___ Data

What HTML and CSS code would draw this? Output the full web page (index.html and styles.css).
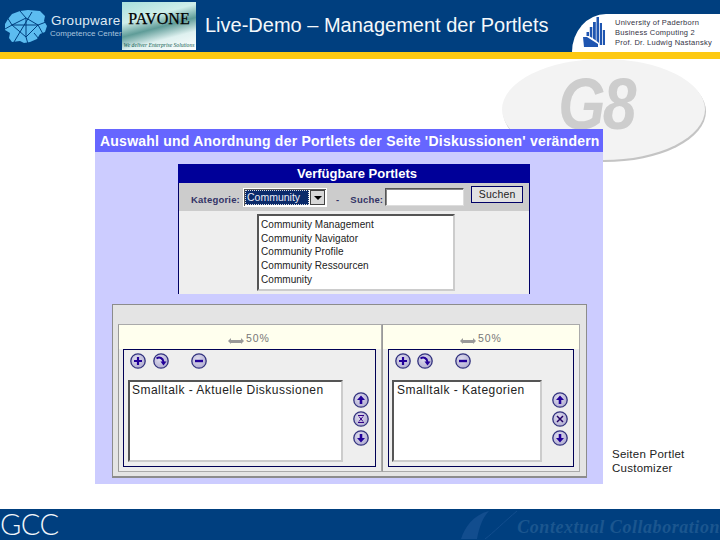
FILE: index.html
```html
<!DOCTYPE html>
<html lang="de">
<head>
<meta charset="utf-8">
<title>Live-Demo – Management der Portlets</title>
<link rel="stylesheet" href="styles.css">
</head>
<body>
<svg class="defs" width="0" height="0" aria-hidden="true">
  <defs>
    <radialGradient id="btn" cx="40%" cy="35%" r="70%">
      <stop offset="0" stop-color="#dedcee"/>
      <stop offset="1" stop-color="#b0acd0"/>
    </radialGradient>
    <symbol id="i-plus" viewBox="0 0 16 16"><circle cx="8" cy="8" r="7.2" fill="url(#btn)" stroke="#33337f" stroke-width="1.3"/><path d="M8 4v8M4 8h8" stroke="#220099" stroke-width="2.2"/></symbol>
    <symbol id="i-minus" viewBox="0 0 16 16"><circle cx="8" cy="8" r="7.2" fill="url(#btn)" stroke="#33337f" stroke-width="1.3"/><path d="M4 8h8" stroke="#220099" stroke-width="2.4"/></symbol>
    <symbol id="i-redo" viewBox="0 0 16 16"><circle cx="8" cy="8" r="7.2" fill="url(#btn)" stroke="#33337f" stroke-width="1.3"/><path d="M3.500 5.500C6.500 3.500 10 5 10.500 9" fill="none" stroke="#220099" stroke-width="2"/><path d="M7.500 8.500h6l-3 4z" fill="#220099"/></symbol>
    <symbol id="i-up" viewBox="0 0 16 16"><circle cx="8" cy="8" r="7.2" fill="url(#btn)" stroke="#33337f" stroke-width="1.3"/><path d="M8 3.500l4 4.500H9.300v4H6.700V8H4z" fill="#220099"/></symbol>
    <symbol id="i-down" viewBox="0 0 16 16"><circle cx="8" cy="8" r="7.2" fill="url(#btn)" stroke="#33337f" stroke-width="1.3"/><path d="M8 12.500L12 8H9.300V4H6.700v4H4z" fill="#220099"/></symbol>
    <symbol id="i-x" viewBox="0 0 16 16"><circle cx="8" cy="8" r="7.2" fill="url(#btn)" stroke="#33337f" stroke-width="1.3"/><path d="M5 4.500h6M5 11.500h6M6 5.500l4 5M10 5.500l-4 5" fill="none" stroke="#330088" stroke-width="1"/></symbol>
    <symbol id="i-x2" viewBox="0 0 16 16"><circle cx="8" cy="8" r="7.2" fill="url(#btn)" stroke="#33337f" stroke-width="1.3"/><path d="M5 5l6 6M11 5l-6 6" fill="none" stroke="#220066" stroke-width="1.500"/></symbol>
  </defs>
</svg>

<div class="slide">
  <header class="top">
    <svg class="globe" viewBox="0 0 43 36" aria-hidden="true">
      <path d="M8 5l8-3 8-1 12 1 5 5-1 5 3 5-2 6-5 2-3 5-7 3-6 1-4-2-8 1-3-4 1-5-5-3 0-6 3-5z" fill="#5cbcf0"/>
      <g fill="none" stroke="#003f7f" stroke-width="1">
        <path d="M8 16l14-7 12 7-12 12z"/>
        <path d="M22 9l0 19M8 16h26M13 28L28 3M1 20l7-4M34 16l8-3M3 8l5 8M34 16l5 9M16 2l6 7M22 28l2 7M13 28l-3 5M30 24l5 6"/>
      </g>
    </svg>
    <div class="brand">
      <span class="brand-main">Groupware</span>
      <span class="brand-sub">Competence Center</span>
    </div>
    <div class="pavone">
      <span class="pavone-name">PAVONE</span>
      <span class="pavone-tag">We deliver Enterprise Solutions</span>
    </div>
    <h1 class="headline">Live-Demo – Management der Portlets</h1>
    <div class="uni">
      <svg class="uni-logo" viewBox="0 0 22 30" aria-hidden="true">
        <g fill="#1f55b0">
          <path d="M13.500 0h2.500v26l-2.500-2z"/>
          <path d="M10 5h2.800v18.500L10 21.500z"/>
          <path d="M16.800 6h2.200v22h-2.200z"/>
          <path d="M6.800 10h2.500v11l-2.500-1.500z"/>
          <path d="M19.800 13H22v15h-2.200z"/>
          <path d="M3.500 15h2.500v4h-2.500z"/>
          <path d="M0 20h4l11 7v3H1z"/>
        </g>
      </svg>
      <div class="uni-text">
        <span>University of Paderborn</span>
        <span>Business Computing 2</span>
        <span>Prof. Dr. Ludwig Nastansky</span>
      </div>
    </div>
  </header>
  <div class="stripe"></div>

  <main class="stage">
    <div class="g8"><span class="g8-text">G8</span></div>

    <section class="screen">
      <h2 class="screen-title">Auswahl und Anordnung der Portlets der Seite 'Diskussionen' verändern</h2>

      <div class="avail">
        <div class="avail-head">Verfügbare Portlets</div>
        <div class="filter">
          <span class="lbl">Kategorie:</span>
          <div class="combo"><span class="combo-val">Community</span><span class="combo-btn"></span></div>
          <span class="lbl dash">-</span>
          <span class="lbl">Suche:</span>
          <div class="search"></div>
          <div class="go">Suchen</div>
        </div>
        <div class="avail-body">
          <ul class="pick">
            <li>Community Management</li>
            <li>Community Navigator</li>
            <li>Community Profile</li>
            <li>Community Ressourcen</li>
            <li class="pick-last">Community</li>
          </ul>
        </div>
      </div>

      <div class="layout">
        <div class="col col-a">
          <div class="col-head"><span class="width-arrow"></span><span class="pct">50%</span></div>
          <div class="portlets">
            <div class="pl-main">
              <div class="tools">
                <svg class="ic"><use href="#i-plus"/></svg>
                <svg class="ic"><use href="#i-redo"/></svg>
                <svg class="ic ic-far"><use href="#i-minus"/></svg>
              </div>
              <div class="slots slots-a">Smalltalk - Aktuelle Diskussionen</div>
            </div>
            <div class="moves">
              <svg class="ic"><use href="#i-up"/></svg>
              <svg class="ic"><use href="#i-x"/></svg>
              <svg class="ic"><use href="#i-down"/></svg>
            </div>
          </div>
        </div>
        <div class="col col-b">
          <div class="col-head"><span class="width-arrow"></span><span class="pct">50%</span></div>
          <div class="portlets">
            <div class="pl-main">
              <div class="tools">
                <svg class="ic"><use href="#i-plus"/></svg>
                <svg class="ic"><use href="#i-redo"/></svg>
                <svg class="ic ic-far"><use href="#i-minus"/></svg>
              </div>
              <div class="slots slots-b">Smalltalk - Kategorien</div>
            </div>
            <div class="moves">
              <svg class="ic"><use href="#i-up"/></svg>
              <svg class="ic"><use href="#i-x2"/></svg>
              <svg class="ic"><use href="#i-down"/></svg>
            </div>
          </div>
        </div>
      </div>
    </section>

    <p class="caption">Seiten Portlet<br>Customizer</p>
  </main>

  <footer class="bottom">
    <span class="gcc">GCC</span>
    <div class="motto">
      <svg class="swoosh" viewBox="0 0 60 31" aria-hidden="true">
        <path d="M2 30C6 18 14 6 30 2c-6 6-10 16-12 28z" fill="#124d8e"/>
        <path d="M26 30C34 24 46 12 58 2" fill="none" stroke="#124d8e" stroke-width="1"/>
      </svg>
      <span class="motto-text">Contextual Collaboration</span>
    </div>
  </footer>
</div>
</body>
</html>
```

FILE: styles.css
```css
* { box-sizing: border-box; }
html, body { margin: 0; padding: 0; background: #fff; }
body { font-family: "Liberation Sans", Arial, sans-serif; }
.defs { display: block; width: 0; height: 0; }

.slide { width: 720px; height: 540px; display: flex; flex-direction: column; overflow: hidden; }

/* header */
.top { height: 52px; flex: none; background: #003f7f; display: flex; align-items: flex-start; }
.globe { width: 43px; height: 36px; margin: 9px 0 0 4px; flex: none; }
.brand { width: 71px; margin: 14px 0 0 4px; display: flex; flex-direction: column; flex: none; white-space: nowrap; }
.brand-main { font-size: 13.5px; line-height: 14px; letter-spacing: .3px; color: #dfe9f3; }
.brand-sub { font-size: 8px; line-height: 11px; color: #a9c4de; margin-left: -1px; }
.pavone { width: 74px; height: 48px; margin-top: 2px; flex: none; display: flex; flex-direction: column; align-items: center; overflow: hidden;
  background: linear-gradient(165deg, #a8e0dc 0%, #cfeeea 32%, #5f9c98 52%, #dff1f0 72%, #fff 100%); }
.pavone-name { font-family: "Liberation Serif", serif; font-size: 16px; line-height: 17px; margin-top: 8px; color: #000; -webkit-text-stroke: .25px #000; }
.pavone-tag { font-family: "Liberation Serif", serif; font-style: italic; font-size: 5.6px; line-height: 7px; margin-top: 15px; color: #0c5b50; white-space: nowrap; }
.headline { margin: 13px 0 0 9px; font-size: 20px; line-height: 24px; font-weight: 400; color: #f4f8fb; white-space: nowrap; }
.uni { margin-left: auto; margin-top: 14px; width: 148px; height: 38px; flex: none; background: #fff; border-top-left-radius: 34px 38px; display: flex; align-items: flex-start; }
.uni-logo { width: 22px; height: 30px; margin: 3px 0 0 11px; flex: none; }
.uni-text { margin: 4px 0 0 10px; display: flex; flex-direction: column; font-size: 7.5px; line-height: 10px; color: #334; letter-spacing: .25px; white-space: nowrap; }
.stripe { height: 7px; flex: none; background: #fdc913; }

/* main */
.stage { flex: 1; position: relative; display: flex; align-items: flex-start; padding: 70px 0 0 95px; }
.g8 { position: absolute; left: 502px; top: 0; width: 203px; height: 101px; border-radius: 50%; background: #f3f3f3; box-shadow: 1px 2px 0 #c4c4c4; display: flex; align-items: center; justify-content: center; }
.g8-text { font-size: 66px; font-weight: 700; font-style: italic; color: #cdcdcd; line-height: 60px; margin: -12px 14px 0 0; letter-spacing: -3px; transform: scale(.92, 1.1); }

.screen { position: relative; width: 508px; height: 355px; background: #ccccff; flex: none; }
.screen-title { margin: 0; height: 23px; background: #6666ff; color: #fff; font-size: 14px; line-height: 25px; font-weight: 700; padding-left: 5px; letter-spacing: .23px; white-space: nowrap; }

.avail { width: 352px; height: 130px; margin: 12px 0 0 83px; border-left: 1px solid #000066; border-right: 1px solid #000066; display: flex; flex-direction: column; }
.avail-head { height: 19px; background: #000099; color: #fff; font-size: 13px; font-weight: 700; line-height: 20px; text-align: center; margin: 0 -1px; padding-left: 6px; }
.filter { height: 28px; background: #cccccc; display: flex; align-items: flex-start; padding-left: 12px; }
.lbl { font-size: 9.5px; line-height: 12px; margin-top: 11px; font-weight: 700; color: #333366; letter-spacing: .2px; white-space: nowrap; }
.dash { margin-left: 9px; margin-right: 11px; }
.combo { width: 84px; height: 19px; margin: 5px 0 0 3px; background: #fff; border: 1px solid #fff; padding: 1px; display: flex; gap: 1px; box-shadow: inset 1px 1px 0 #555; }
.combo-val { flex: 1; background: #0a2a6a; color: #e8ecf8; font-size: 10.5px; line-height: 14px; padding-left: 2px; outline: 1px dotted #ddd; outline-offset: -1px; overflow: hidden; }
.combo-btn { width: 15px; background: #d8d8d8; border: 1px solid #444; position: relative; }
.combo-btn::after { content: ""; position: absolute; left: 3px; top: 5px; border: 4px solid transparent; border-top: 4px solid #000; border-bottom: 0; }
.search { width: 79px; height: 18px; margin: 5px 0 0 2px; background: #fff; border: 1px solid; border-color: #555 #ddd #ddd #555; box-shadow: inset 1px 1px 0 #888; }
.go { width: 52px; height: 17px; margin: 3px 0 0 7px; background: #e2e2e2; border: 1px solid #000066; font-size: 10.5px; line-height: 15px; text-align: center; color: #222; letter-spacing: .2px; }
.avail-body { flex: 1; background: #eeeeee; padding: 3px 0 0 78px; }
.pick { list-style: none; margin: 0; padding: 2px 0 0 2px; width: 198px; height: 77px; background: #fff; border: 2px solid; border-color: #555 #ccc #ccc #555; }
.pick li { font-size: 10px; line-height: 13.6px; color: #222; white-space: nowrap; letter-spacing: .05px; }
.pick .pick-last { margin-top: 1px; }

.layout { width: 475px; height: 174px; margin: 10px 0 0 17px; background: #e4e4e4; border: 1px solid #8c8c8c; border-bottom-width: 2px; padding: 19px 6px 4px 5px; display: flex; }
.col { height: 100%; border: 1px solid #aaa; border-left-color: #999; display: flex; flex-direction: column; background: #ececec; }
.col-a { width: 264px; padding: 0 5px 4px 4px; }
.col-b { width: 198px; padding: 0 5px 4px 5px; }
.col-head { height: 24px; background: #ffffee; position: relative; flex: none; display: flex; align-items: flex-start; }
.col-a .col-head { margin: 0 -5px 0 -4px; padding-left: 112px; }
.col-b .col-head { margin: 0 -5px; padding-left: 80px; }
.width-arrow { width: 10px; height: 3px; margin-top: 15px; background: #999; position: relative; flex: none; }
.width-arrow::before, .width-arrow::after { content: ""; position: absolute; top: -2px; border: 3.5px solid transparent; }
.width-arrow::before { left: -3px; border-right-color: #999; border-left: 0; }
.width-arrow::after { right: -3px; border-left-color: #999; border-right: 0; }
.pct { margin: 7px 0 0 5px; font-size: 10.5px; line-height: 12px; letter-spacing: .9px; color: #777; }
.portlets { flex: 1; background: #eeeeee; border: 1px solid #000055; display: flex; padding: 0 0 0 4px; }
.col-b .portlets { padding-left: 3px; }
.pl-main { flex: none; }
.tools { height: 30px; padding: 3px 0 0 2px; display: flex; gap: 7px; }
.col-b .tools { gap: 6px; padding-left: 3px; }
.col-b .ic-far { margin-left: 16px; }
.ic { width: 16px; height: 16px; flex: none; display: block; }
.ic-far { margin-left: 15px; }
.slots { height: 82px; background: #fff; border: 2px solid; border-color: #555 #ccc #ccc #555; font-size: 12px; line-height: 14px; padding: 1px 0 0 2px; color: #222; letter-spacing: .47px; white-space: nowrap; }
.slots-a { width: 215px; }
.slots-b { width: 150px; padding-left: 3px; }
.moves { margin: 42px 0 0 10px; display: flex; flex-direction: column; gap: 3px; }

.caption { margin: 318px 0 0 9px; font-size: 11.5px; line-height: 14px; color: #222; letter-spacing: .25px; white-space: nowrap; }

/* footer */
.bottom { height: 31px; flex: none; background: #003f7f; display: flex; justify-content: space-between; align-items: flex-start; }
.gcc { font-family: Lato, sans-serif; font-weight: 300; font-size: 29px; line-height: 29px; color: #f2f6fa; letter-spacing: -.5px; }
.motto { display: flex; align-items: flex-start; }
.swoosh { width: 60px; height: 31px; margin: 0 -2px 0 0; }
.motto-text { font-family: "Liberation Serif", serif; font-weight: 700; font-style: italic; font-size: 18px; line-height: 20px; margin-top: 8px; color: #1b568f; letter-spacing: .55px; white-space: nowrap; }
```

______

◆ **What you should do**: Collect from the data above every line that includes "index".

◆ **Correct answer**:
What HTML and CSS code would draw this? Output the full web page (index.html and styles.css).
FILE: index.html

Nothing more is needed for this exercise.